Naturally, that’s exciting and satisfying to watch. Their videos present adulthood through an Instagram filter: Mornings begin with fruit yogurt parfaits, a wardrobe of designer clothes, and a vanity replete with high-end makeup. Average days include strolls on the pier, shopping trips, photo shoots, and drinking hot chocolate out of Mason jars, and finally conclude with sunsets and movie nights with friends. Everyone here is beautiful, white, and thin. No, it’s not a realistic portrayal of adult life: It’s better.
If there’s any merit to justify frittering away the hours on frivolous content, it takes the form of promoting social issues. Sugg has advocated for mental health awareness and treatment. Beauty blogger Tanya Burr, with a following of over 3.6 million, documented her trip to New York City to speak at the United Nations about her Global Goals campaign, focused on publicizing the UN’s 17 sustainable development goals. And in one of her vlogs, Niomi Smart talked at length about the Aleppo humanitarian crisis. They command massive platforms—at least they occasionally use them to enact social change among impressionable audiences.
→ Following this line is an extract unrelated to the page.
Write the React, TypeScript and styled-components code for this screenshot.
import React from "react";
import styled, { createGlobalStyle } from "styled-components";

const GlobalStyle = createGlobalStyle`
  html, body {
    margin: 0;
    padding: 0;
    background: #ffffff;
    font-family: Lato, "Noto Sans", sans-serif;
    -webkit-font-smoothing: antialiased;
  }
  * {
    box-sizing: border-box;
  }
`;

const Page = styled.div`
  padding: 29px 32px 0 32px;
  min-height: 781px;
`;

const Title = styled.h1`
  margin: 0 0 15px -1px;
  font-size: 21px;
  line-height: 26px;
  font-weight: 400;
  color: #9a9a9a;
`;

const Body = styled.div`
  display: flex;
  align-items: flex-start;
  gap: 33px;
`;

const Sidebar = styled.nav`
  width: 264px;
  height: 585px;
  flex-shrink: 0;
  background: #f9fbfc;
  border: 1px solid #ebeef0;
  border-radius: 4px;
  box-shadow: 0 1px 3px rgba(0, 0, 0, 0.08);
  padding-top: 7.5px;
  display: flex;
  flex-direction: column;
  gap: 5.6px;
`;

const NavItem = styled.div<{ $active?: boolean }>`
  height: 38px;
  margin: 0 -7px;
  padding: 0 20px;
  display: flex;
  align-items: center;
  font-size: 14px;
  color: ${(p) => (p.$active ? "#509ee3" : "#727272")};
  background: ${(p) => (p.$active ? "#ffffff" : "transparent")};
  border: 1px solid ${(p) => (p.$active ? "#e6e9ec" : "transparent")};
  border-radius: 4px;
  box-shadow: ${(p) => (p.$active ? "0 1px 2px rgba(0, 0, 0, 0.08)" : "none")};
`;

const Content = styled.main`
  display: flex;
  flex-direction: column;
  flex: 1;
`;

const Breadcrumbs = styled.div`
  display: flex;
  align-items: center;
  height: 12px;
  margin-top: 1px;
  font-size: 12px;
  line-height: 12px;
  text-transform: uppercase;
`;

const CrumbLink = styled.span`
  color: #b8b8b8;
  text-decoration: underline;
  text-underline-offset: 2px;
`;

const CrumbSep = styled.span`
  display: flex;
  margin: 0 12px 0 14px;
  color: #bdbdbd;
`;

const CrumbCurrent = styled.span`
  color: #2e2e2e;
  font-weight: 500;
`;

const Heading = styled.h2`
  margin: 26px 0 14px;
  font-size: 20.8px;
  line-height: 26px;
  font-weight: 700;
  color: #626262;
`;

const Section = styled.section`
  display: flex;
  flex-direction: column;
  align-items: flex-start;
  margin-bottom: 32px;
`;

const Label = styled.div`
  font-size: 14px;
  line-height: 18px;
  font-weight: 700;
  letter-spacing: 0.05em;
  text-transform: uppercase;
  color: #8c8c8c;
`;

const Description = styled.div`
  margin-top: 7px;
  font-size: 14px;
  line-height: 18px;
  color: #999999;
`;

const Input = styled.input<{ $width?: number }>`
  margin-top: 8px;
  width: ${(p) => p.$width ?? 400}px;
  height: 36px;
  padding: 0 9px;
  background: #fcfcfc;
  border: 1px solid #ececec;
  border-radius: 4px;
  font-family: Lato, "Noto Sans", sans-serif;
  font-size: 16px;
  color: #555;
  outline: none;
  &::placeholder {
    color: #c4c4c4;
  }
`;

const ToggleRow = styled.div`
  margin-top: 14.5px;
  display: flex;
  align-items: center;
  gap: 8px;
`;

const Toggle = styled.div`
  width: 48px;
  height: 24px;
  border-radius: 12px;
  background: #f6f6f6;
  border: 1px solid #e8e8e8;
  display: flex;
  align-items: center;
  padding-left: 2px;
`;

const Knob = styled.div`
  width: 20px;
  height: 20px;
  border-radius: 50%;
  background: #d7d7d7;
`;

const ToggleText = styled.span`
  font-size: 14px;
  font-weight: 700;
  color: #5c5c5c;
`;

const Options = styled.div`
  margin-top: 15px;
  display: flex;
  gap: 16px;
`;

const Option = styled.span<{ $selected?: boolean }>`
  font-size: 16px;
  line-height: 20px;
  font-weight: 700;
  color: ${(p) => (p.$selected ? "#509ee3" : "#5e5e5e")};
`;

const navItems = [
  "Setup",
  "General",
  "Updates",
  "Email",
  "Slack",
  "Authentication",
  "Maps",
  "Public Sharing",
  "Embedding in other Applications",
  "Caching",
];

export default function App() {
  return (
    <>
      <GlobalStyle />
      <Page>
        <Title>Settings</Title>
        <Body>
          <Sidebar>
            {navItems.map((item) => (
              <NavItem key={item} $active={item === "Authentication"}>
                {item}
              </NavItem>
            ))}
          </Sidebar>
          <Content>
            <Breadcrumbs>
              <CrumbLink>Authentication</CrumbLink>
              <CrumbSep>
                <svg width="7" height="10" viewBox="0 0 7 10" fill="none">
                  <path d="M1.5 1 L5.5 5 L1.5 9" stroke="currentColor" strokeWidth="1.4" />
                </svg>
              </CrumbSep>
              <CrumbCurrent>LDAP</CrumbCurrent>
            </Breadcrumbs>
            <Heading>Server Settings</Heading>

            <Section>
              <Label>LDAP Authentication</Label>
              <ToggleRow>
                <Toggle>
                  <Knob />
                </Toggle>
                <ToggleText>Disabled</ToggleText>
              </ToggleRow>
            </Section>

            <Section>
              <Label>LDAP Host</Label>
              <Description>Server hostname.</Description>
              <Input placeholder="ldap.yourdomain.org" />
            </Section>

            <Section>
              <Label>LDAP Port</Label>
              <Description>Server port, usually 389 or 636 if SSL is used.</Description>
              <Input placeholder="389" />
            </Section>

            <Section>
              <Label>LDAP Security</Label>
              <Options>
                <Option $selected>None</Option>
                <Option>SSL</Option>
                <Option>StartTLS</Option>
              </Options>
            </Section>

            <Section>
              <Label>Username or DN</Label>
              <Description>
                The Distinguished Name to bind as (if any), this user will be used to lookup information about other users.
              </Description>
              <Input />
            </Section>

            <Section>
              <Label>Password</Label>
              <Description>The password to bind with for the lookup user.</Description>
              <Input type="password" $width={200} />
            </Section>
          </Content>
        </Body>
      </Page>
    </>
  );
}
Arguably, though, it’s easy for YouTubers—twenty- and thirty-somethings—to forget just how impressionable their audiences are. Their version of adulthood is glamorous, yes, but also glamorized. There’s a mentality surrounding YouTube stars, and celebrity culture in general, that these lifestyles are somehow ideal lives worthy of aspiration. “You’re #goals,” viewers comment. It’s important (especially for younger viewers) to recognize that vlogs, despite how they’re presented, aren’t reality. They’re carefully curated, filtered, edited versions of the truth.
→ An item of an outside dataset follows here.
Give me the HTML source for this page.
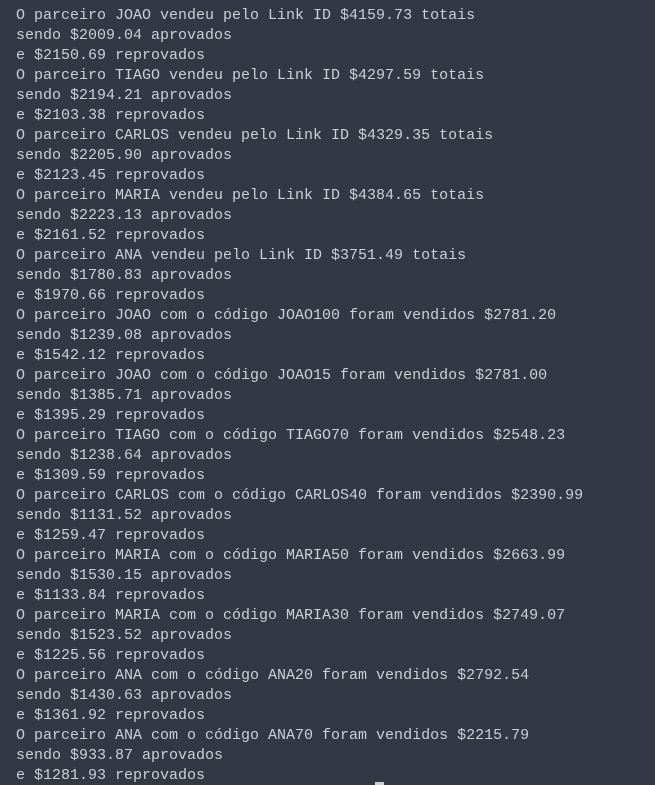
<!DOCTYPE html>
<html><head><meta charset="utf-8"><style>
html,body{margin:0;padding:0;width:655px;height:785px;overflow:hidden;background:#323844;}
pre{margin:0;padding:6px 0 0 16px;font-family:"Liberation Mono","DejaVu Sans Mono",monospace;font-size:15px;line-height:20px;color:#ccd0d6;white-space:pre;}
.cur{position:absolute;left:375px;top:782px;width:9px;height:3px;background:#d0d0d0;}
</style></head><body>
<pre>O parceiro JOAO vendeu pelo Link ID $4159.73 totais
sendo $2009.04 aprovados
e $2150.69 reprovados
O parceiro TIAGO vendeu pelo Link ID $4297.59 totais
sendo $2194.21 aprovados
e $2103.38 reprovados
O parceiro CARLOS vendeu pelo Link ID $4329.35 totais
sendo $2205.90 aprovados
e $2123.45 reprovados
O parceiro MARIA vendeu pelo Link ID $4384.65 totais
sendo $2223.13 aprovados
e $2161.52 reprovados
O parceiro ANA vendeu pelo Link ID $3751.49 totais
sendo $1780.83 aprovados
e $1970.66 reprovados
O parceiro JOAO com o código JOAO100 foram vendidos $2781.20
sendo $1239.08 aprovados
e $1542.12 reprovados
O parceiro JOAO com o código JOAO15 foram vendidos $2781.00
sendo $1385.71 aprovados
e $1395.29 reprovados
O parceiro TIAGO com o código TIAGO70 foram vendidos $2548.23
sendo $1238.64 aprovados
e $1309.59 reprovados
O parceiro CARLOS com o código CARLOS40 foram vendidos $2390.99
sendo $1131.52 aprovados
e $1259.47 reprovados
O parceiro MARIA com o código MARIA50 foram vendidos $2663.99
sendo $1530.15 aprovados
e $1133.84 reprovados
O parceiro MARIA com o código MARIA30 foram vendidos $2749.07
sendo $1523.52 aprovados
e $1225.56 reprovados
O parceiro ANA com o código ANA20 foram vendidos $2792.54
sendo $1430.63 aprovados
e $1361.92 reprovados
O parceiro ANA com o código ANA70 foram vendidos $2215.79
sendo $933.87 aprovados
e $1281.93 reprovados</pre>
<div class="cur"></div>
</body></html>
That’s not to say that YouTube stars, like all celebrities, are placed under the magnifying glass. With a spotlight that bright, their mistakes are on full display alongside their triumphs—everything from allegedly ghost-written novels to homophobic slurs—sometimes, as a self-incriminating result of their own documentation.
At the conclusion of the Q&A video, Sugg addresses an inquiry submitted via Twitter: Is being a YouTuber sometimes hard?
“Just like with everything else, you’re going to have your down days, and you’re going to have your up days,” she says. “The difference is everyone is going to know about them.”